For all of deep learning’s successes, however, some researchers have begun to question whether we can expect to get much more mileage out of it.
“I think we might have hit a wall on some problems — for example, there have been no dramatic improvements recently in the ability to detect objects in pictures,” Davis says. “If you want to build the world’s ultimate flower detector, that never makes a mistake, that sees every flower from any angle, even when only a very small part of the flower is visible, or its image is very small, you realize that might never happen. Even if the problem is just the unavailability of training data to cover all edge cases — if they could ever be known — the cost of doing this for all object types, maybe even just for flowers, would be prohibitive today.”
It never really bothered me to vacate classical computer vision and just parachute into deep-learning territory. ... I think the field attracts people who are not challenged by change.
Davis, however, remains optimistic about the continued applicability of deep-learning techniques.
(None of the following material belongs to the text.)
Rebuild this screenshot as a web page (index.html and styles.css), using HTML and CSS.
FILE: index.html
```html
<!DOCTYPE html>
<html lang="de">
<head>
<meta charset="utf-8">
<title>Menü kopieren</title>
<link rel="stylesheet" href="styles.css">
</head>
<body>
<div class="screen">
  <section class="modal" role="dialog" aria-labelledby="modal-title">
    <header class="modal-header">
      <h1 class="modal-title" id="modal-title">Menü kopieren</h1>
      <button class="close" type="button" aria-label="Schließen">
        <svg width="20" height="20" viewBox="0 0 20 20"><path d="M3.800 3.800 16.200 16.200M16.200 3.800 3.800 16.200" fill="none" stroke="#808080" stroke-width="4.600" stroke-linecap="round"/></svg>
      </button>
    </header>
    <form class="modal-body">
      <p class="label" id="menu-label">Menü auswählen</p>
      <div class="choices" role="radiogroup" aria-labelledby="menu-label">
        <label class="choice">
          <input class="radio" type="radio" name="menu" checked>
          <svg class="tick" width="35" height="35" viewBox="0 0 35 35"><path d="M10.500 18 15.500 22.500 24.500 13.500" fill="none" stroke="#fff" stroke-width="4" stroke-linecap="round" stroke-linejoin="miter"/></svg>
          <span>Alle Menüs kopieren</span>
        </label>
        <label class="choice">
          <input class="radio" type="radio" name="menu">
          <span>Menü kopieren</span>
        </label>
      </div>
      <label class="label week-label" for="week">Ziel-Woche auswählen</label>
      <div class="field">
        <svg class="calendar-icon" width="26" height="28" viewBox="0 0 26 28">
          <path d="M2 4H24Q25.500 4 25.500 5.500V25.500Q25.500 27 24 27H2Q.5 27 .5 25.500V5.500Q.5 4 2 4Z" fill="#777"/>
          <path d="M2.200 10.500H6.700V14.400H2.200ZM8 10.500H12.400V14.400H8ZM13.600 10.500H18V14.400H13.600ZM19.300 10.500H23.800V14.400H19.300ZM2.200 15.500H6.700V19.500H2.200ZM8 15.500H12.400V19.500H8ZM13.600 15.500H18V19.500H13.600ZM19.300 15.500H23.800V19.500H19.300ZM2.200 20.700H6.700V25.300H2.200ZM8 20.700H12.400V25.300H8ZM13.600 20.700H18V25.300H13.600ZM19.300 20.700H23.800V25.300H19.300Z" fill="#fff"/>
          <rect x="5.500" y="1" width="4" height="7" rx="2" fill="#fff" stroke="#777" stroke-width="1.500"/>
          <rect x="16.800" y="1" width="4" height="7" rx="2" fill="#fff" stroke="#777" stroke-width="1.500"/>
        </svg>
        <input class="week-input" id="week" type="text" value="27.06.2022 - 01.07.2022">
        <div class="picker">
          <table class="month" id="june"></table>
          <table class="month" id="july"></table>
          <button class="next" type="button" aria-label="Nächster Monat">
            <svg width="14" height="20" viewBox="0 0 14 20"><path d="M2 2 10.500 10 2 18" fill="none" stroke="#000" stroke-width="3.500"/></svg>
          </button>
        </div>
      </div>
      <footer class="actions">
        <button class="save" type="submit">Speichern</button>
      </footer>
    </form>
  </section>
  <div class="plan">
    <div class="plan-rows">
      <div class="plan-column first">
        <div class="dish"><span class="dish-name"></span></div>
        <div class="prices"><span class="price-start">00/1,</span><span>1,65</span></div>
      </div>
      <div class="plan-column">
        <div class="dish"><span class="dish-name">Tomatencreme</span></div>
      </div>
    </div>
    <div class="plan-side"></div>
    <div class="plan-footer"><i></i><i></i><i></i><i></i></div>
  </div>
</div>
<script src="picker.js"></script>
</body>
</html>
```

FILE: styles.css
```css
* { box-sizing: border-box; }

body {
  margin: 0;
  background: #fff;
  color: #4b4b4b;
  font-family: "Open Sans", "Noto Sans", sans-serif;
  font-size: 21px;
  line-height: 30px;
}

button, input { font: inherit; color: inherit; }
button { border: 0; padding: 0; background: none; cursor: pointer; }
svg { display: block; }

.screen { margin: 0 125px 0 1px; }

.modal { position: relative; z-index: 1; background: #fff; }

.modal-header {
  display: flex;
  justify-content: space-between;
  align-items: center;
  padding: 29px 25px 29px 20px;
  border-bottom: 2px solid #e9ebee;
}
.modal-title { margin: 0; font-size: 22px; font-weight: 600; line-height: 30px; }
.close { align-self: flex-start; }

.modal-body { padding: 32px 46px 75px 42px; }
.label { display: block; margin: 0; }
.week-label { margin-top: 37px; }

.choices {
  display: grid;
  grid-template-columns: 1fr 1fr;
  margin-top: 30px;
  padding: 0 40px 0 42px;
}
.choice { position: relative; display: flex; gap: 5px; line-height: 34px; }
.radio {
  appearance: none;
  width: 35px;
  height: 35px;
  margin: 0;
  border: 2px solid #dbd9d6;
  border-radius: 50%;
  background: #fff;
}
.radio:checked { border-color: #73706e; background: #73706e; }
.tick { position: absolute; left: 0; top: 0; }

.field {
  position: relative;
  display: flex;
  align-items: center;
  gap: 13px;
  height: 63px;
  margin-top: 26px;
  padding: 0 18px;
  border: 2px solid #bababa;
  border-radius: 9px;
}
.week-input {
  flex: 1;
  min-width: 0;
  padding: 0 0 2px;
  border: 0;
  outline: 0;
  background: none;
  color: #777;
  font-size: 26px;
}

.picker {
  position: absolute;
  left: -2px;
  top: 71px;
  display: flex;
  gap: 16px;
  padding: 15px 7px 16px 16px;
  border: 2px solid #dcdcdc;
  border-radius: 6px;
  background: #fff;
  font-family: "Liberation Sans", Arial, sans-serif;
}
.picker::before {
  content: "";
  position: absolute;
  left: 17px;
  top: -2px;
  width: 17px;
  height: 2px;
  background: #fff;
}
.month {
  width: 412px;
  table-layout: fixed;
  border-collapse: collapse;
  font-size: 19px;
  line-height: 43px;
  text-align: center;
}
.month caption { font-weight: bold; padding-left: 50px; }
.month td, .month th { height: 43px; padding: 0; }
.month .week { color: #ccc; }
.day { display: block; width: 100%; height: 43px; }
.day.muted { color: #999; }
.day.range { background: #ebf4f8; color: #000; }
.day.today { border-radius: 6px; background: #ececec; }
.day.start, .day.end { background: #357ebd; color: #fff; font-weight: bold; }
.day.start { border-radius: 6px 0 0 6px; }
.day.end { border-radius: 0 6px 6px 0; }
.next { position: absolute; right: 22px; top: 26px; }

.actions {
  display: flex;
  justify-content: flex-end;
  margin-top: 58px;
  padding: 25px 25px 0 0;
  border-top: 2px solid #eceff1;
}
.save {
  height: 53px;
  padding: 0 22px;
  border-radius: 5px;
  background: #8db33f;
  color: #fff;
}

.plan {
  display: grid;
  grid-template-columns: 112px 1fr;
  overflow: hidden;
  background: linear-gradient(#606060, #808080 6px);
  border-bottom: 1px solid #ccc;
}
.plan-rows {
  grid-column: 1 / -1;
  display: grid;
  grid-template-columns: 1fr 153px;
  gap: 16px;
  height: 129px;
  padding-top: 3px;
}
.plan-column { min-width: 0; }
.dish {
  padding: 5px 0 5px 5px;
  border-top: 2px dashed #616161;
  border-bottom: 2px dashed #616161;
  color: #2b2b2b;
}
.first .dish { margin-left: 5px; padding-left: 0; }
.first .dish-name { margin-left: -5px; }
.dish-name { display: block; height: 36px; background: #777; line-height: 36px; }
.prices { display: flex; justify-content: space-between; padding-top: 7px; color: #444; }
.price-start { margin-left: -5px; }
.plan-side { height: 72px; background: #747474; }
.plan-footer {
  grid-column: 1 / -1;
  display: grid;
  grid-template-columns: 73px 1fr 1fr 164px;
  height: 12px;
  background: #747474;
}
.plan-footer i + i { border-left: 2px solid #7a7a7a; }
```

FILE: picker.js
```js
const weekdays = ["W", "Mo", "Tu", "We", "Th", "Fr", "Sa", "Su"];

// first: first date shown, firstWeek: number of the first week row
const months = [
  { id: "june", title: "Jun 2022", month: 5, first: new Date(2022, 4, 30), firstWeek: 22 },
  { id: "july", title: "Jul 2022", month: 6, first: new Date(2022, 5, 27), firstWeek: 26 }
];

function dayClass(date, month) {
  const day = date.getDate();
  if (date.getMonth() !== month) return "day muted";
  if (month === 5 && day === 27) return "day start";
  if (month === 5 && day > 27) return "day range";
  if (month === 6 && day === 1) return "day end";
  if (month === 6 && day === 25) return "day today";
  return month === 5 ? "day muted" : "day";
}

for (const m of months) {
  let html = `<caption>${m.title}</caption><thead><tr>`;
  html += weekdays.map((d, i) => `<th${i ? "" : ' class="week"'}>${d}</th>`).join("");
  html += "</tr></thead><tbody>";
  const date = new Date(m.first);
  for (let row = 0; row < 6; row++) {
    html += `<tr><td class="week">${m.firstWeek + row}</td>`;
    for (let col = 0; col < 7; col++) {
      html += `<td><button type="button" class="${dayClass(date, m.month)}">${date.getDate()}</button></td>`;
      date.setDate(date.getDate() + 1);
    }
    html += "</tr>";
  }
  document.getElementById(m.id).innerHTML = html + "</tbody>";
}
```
While object recognition may be running up against its limits, he says, “the interesting thing is that there are still so many more problems that you can successfully approach. They’re just different problems, and even the current object detectors are good enough to solve lots of important problems.”
Within Amazon Fashion, for instance, “there are several different things going on that involve different types of deep-learning architecture, and they all have some scientific creativity, something new that somebody’s developed,” Davis says.
Indeed, three of the ten Amazon papers at CVPR this year concern ways in which computer vision can help improve customers’ experience while shopping for clothing online.
“The number of deep-learning problems whose solution would improve our customers’ shopping experience is enormous, and we’ve expanded our science team to tackle more and more of them,” Davis says. “We’re always looking for more ML scientists excited about fashion to join us.”
Still, if some new, more powerful artificial-intelligence paradigm arises, Davis will remain no more attached to deep learning than he was to pixel clustering and boundary detection.
“In computer science generally, things change very rapidly,” he says. “You can’t hold on to old stuff. I think the field attracts people who are not challenged by change.”